Phil Berger Jr., Rockingham County’s chief prosecutor and the son of the leader of the state Senate, lost to Mark Walker, a former Baptist minister, in a primary runoff for the Republican candidate in the 6th Congressional District on Tuesday.

Walker scored a decisive victory, winning 60 percent of the vote – a margin of more than 6,000 votes in the low-turnout second primary. The unofficial tally was 18,871 votes for Walker and 12,550 for Berger.

Walker will face Democrat Laura Fjeld, a former general counsel for the UNC system. Republican U.S. Rep. Howard Coble, who has held the seat since 1985, is retiring.

Berger conceded the election and congratulated his opponent, calling for unity in an emotional speech, the Greensboro News & Record reported.

But even as Berger took immediate steps to unify the Republican party in what was a bitter campaign between the two men, Fjeld issued a statement calling on Berger’s supporters to unite behind her in the November election to defeat Walker, “a radical extremist who doesn’t share the values of North Carolinians.”

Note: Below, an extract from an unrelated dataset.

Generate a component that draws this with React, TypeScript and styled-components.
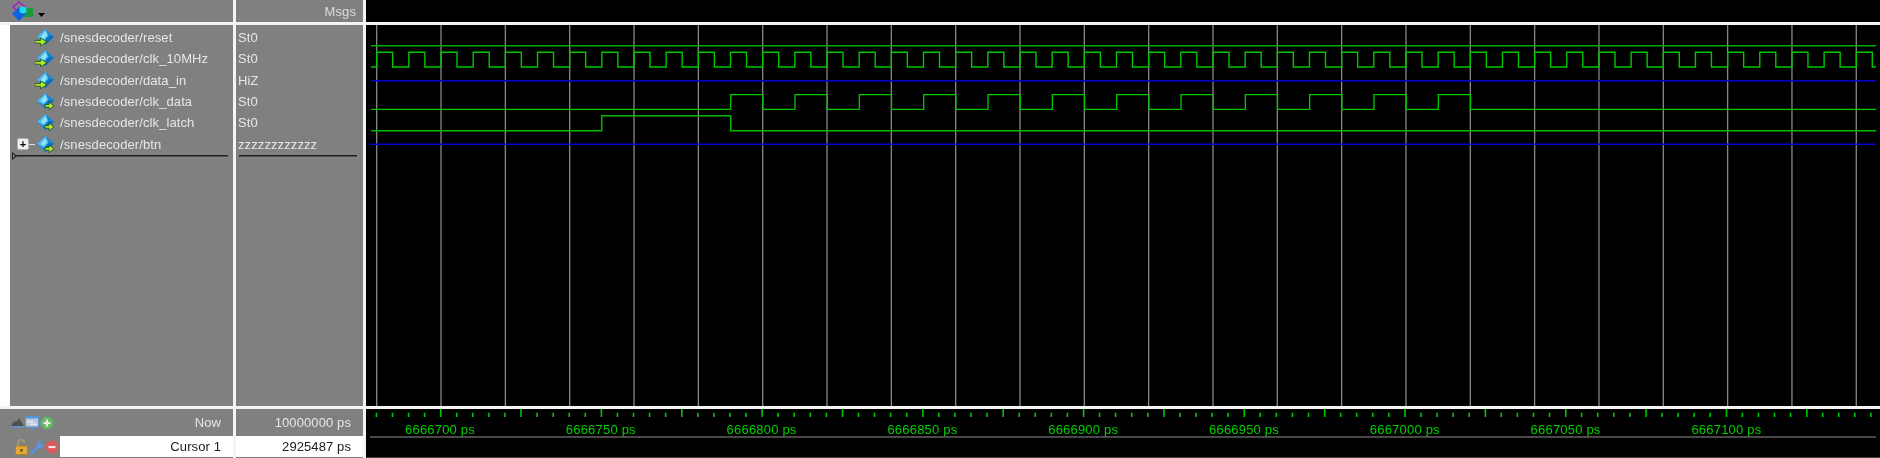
import React from "react";
import styled, { createGlobalStyle } from "styled-components";

interface SignalType {
  name: string;
  value: string;
  dir: "in" | "out";
  expandable?: boolean;
}

const signals: SignalType[] = [
  { name: "/snesdecoder/reset", value: "St0", dir: "in" },
  { name: "/snesdecoder/clk_10MHz", value: "St0", dir: "in" },
  { name: "/snesdecoder/data_in", value: "HiZ", dir: "in" },
  { name: "/snesdecoder/clk_data", value: "St0", dir: "out" },
  { name: "/snesdecoder/clk_latch", value: "St0", dir: "out" },
  { name: "/snesdecoder/btn", value: "zzzzzzzzzzzz", dir: "out", expandable: true },
];

const WAVE_START = 371;
const WAVE_END = 1876;
const GRID_STEP = 64.33;
const GREEN = "#00c800";
const BLUE = "#0000d0";

const gridLines = Array.from({ length: 24 }, (_, i) => 376.7 + i * GRID_STEP);

const buildClock = () => {
  let d = `M${WAVE_START} 67 H376.7`;
  for (let i = 0; i < 47; i++) {
    const rise = 376.7 + i * (GRID_STEP / 2);
    d += ` V52.3 H${rise + 16} V67 H${Math.min(rise + GRID_STEP / 2, WAVE_END)}`;
  }
  return d;
};

const buildClkData = () => {
  let d = `M${WAVE_START} 109.3`;
  for (let i = 0; i < 12; i++) {
    const rise = 730.7 + i * GRID_STEP;
    d += ` H${rise} V94.7 H${rise + 32.2} V109.3`;
  }
  return `${d} H${WAVE_END}`;
};

const majorTicks = Array.from({ length: 18 }, (_, i) => 440.7 + i * 80.36);
const minorTicks = Array.from({ length: 94 }, (_, i) => 376.4 + i * 16.07).filter(
  (_, i) => (i + 1) % 5 !== 0 || i === 93
);

const axisLabels = [
  "6666700 ps",
  "6666750 ps",
  "6666800 ps",
  "6666850 ps",
  "6666900 ps",
  "6666950 ps",
  "6667000 ps",
  "6667050 ps",
  "6667100 ps",
];

const GlobalStyle = createGlobalStyle`
  html, body {
    margin: 0;
    padding: 0;
    background: #000;
  }
`;

const Window = styled.div`
  display: grid;
  grid-template-columns: 233px 127px 1fr;
  grid-template-rows: 22px 381px 49px;
  gap: 3px;
  width: 1880px;
  height: 458px;
  overflow: hidden;
  background: #f4f4f4;
  font-family: "Liberation Sans", Arial, sans-serif;
  font-size: 13px;
  letter-spacing: 0.1px;
  color: #e6e6e6;
  filter: blur(0.3px);
`;

const Head = styled.div`
  display: flex;
  align-items: center;
  background: #808080;
`;

const ToolHead = styled(Head)`
  padding-left: 12px;
  gap: 4px;
`;

const MsgsHead = styled(Head)`
  justify-content: flex-end;
  padding-right: 7px;
  color: #dcdcdc;
`;

const BlackHead = styled.div`
  background: #000;
`;

const NamePanel = styled.div`
  background: #808080;
  border-left: 10px solid #fff;
  padding-top: 2px;
`;

const ValuePanel = styled.div`
  background: #808080;
  padding-top: 2px;
`;

const SignalRow = styled.div`
  display: flex;
  align-items: center;
  height: 21.3px;
  white-space: nowrap;
`;

const NameRow = styled(SignalRow)`
  padding-left: 7px;
`;

const ValueRow = styled(SignalRow)`
  padding-left: 2px;
`;

const ExpandSlot = styled.div`
  display: flex;
  align-items: center;
  width: 18px;
  flex: none;
`;

const ExpandBox = styled.div`
  display: flex;
  align-items: center;
  justify-content: center;
  width: 12px;
  height: 12px;
  flex: none;
  background: #f0f0f0;
  border: 1px solid #b0b0b0;
  box-sizing: border-box;
  border-radius: 2px;
  color: #000;
  font-size: 11px;
  font-weight: bold;
  line-height: 1;
`;

const ExpandStub = styled.div`
  flex: 1;
  height: 1px;
  background: #e0e0e0;
`;

const SignalName = styled.span`
  margin-left: 6px;
`;

const NameRule = styled.div`
  position: relative;
  height: 1px;
  margin: 0 5px 0 2px;
  background: #202020;
  border-bottom: 1px solid #505050;

  &::before {
    content: "";
    position: absolute;
    left: 0;
    top: -3px;
    border-left: 5px solid #181818;
    border-top: 4px solid transparent;
    border-bottom: 4px solid transparent;
  }

  &::after {
    content: "";
    position: absolute;
    left: 1px;
    top: -1px;
    border-left: 2px solid #909090;
    border-top: 2px solid transparent;
    border-bottom: 2px solid transparent;
  }
`;

const ValueRule = styled.div`
  height: 1px;
  margin: 0 6px 0 3px;
  background: #202020;
  border-bottom: 1px solid #505050;
`;

const WaveCell = styled.div`
  background: #000;
  overflow: hidden;
`;

const Chart = styled.svg`
  display: block;
`;

const FooterColumn = styled.div`
  display: flex;
  flex-direction: column;
  background: #808080;
`;

const NowRow = styled.div`
  display: flex;
  align-items: center;
  justify-content: space-between;
  height: 27px;
  padding: 0 12px 0 11px;
`;

const CursorRow = styled.div`
  display: flex;
  align-items: stretch;
  height: 21px;
`;

const CursorTools = styled.div`
  display: flex;
  align-items: center;
  gap: 1px;
  flex: none;
  width: 45px;
  padding-left: 15px;
`;

const CursorField = styled.div`
  flex: 1;
  display: flex;
  align-items: center;
  justify-content: flex-end;
  padding-right: 12px;
  background: #fff;
  color: #202020;
`;

const NowTools = styled.div`
  display: flex;
  align-items: center;
  gap: 1px;
`;

const RightText = styled.div`
  display: flex;
  align-items: center;
  justify-content: flex-end;
  height: 27px;
  padding-right: 12px;
`;

const AxisText = styled.text`
  font-family: "Liberation Sans", Arial, sans-serif;
  font-size: 13px;
  letter-spacing: 0.2px;
  fill: #00d000;
`;

const SignalIcon: React.FC<{ dir: "in" | "out" }> = ({ dir }) => (
  <svg width="19" height="17" viewBox="0 0 19 17" style={{ flex: "none" }}>
    <polygon points="10.5,0 19,7.5 10.5,16 2,8" fill="#1488d4" />
    <polygon points="10.5,0 2,8 9,12 13.5,7" fill="#48bcec" />
    <polygon points="10.5,2 5.5,8 9,10 12,6.5" fill="#96e0f8" />
    <polygon points="10.5,16 19,7.5 13.5,7 9,12" fill="#0c70bc" />
    {dir === "in" ? (
      <polygon points="0,11.5 5.5,11.5 5.5,9 12,12.8 5.5,16.8 5.5,14.2 0,14.2" fill="#b4e828" stroke="#145010" strokeWidth="0.8" />
    ) : (
      <polygon points="10,11.5 14,11.5 14,9 19,12.8 14,16.8 14,14.2 10,14.2" fill="#b4e828" stroke="#145010" strokeWidth="0.8" />
    )}
  </svg>
);

const Logo = () => (
  <svg width="22" height="20" viewBox="0 0 22 20" style={{ flex: "none" }}>
    <polygon points="7,1 13,6 7,11 1,6" fill="none" stroke="#a020c8" strokeWidth="1.6" />
    <rect x="12" y="7" width="9" height="9" fill="#1a9a3c" />
    <polygon points="7,6 14,13 7,20 0,13" fill="#1060e0" />
    <circle cx="11" cy="9" r="3.6" fill="#20d8f0" />
  </svg>
);

const DropArrow = () => (
  <svg width="7" height="4" viewBox="0 0 7 4" style={{ marginTop: 7 }}>
    <polygon points="0,0 7,0 3.5,4" fill="#000" />
  </svg>
);

const MountainIcon = () => (
  <svg width="13" height="11" viewBox="0 0 13 11">
    <polygon points="0,9 4,2 6,5 8,1 13,9" fill="#505050" />
    <polygon points="4,2 5,3.5 3,5" fill="#a0a0a0" />
    <rect x="0" y="9" width="13" height="1.5" fill="#5a94d8" />
  </svg>
);

const PanelIcon = () => (
  <svg width="14" height="14" viewBox="0 0 14 14">
    <rect x="0.5" y="0.5" width="13" height="10.5" fill="#b8c8dc" stroke="#5a94d8" />
    <rect x="0" y="0" width="14" height="2.5" fill="#5a94d8" />
    <rect x="2" y="5" width="6" height="1.5" fill="#e8e8e8" />
    <rect x="5" y="7.5" width="7" height="1.5" fill="#e8e8e8" />
    <polygon points="5,11 9,11 7,14" fill="#5a94d8" />
  </svg>
);

const RoundIcon: React.FC<{ fill: string; plus?: boolean }> = ({ fill, plus }) => (
  <svg width="14" height="14" viewBox="0 0 14 14">
    <circle cx="7" cy="7" r="6.5" fill={fill} />
    <rect x="3.5" y="5.9" width="7" height="2.2" fill="#e8e8e8" />
    {plus && <rect x="5.9" y="3.5" width="2.2" height="7" fill="#e8e8e8" />}
  </svg>
);

const LockIcon = () => (
  <svg width="13" height="16" viewBox="0 0 13 16">
    <path d="M3 7 V4 a3.2 3.2 0 0 1 6.4 0" fill="none" stroke="#a89878" strokeWidth="1.6" />
    <rect x="0.5" y="7" width="12" height="8.5" fill="#e0a838" stroke="#b88020" />
    <rect x="5.2" y="10" width="2.6" height="2.6" fill="#805010" />
  </svg>
);

const WrenchIcon = () => (
  <svg width="15" height="16" viewBox="0 0 15 16">
    <path d="M1 13.5 L8 6.5 C7.4 4 9.5 0.8 13.5 1.2 L10.8 4 L12 6 L14.6 4 C15 8 12 10 9.4 9 L3 15.4 Z" fill="#5a94e0" />
  </svg>
);

const App: React.FC = () => {
  return (
    <Window>
      <GlobalStyle />
      <ToolHead>
        <Logo />
        <DropArrow />
      </ToolHead>
      <MsgsHead>Msgs</MsgsHead>
      <BlackHead />

      <NamePanel>
        {signals.map((el: SignalType) => (
          <NameRow key={el.name}>
            <ExpandSlot>
              {el.expandable && (
                <>
                  <ExpandBox>+</ExpandBox>
                  <ExpandStub />
                </>
              )}
            </ExpandSlot>
            <SignalIcon dir={el.dir} />
            <SignalName>{el.name}</SignalName>
          </NameRow>
        ))}
        <NameRule />
      </NamePanel>
      <ValuePanel>
        {signals.map((el: SignalType) => (
          <ValueRow key={el.name}>{el.value}</ValueRow>
        ))}
        <ValueRule />
      </ValuePanel>
      <WaveCell>
        <Chart width="1514" height="381" viewBox="366 25 1514 381">
          {gridLines.map((x) => (
            <line key={x} x1={x} x2={x} y1="25" y2="406" stroke="#888" strokeWidth="1.3" />
          ))}
          <line x1={WAVE_START} x2={WAVE_END} y1="45.7" y2="45.7" stroke="#00b000" strokeWidth="1.4" />
          <path d={buildClock()} fill="none" stroke={GREEN} strokeWidth="1.4" />
          <line x1={WAVE_START} x2={WAVE_END} y1="80.7" y2="80.7" stroke={BLUE} strokeWidth="1.6" />
          <path d={buildClkData()} fill="none" stroke={GREEN} strokeWidth="1.3" />
          <path
            d={`M${WAVE_START} 130.7 H601.7 V115.7 H730.7 V130.7 H${WAVE_END}`}
            fill="none"
            stroke="#00b800"
            strokeWidth="1.5"
          />
          <line x1="370" x2={WAVE_END} y1="144.3" y2="144.3" stroke={BLUE} strokeWidth="1.5" />
        </Chart>
      </WaveCell>

      <FooterColumn>
        <NowRow>
          <NowTools>
            <MountainIcon />
            <PanelIcon />
            <RoundIcon fill="#62b862" plus />
          </NowTools>
          Now
        </NowRow>
        <CursorRow>
          <CursorTools>
            <LockIcon />
            <WrenchIcon />
            <RoundIcon fill="#dc5a5a" />
          </CursorTools>
          <CursorField>Cursor 1</CursorField>
        </CursorRow>
      </FooterColumn>
      <FooterColumn>
        <RightText>10000000 ps</RightText>
        <CursorRow>
          <CursorField>2925487 ps</CursorField>
        </CursorRow>
      </FooterColumn>
      <WaveCell>
        <Chart width="1514" height="49" viewBox="366 409 1514 49">
          {majorTicks.map((x) => (
            <line key={x} x1={x} x2={x} y1="409" y2="417" stroke={GREEN} strokeWidth="1.6" />
          ))}
          {minorTicks.map((x) => (
            <line key={x} x1={x} x2={x} y1="412.7" y2="417" stroke={GREEN} strokeWidth="1.6" />
          ))}
          {axisLabels.map((label, i) => (
            <AxisText key={label} x={440 + i * 160.8} y="434" textAnchor="middle">
              {label}
            </AxisText>
          ))}
          <line x1="370" x2={WAVE_END} y1="437" y2="437" stroke="#606060" strokeWidth="1.4" />
          <line x1="366" x2="1880" y1="457.5" y2="457.5" stroke="#404040" strokeWidth="1" />
        </Chart>
      </WaveCell>
    </Window>
  );
};

export default App;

The Democratic Congressional Committee also issued a statement saying, “Tonight, the fringe of the Republican Party dealt another defeat to the establishment by nominating Mark Walker.”

But Fjeld has her work cut out for her in the Republican stronghold that comprises the 6th Congressional District, facing an opponent who has marshaled tea party support behind him.

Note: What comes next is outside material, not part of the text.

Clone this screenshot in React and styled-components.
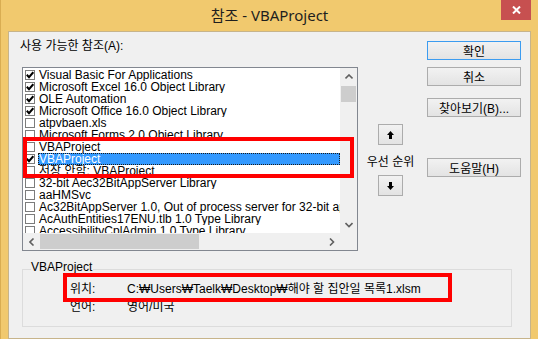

Berger, who had raised more money than Walker and who was endorsed by Coble, had been considered a favorite when he announced his candidacy. But a crowded field of nine candidates for the May primary prevented anyone from receiving the needed 40 percent of the vote.

The runoff campaign was marked by escalating acrimony.

Walker came under attack after making conflicting statements about where he stood on immigration, and for a string of attacks against his opponent, including a wildly inaccurate one last week on television. In the TV debate hosted by Time Warner Cable News, Walker claimed Berger had been cited for an ethics violation by the U.S. Supreme Court.

That turned out to be a reference to a ruling in a landmark case, Berger v. United States, that was decided in 1935 – long before candidate Berger was born. Walker later said he had been given the wrong information.

In the same debate, Walker angered the state’s main gun-rights organization, Grass Roots North Carolina, for his dismissive remarks about the group’s recommendation of support for Berger – saying it “came out of Raleigh, and we all know the works in Raleigh.”

The organization distributed a news release over the weekend calling on Walker to apologize. Grass Roots said its volunteers went through returned surveys that had gone out to 500 candidates; Walker failed to return the candidate survey by the deadline, the group said.

Walker, during the debate, also erroneously referred to a proposal for a federal background check for gun ownership as the E-Verify system, which is actually about immigration.

Last week the super PAC Keep Conservatives United called Walker’s claim that Senate President Pro Tem Phil Berger was using it to funnel money into his son’s campaign “bogus.”

Berger raised significantly more money than Walker, supported by some of the state’s leading political action committees representing hospital, insurance, banking and power company interests. Yet nearly three-fourths of his contributions came from individual donors. The super PAC spent more than $200,000 in the election.

Berger raised more than $450,000 as of June 25, while Walker raised more than $300,000. Almost all of Walker’s contributions were from individuals.

The district runs along the North Carolina-Virginia border from around Mt. Airy almost to Henderson, dropping down into Greensboro and snipping off parts of Orange and Durham counties. It is comprised of parts of Guilford, Alamance, Durham, Granville and Orange counties, and all of Caswell, Person, Rockingham, Surry and Stokes counties.

Berger and Walker both reached out to the conservative hardliners in the district. Berger won the backing of the Tea Party Express, the nation’s largest tea party PAC. Walker received endorsements from losing U.S. Senate candidates Mark Harris and Heather Grant. The two men split endorsements from local government officials, including sheriffs.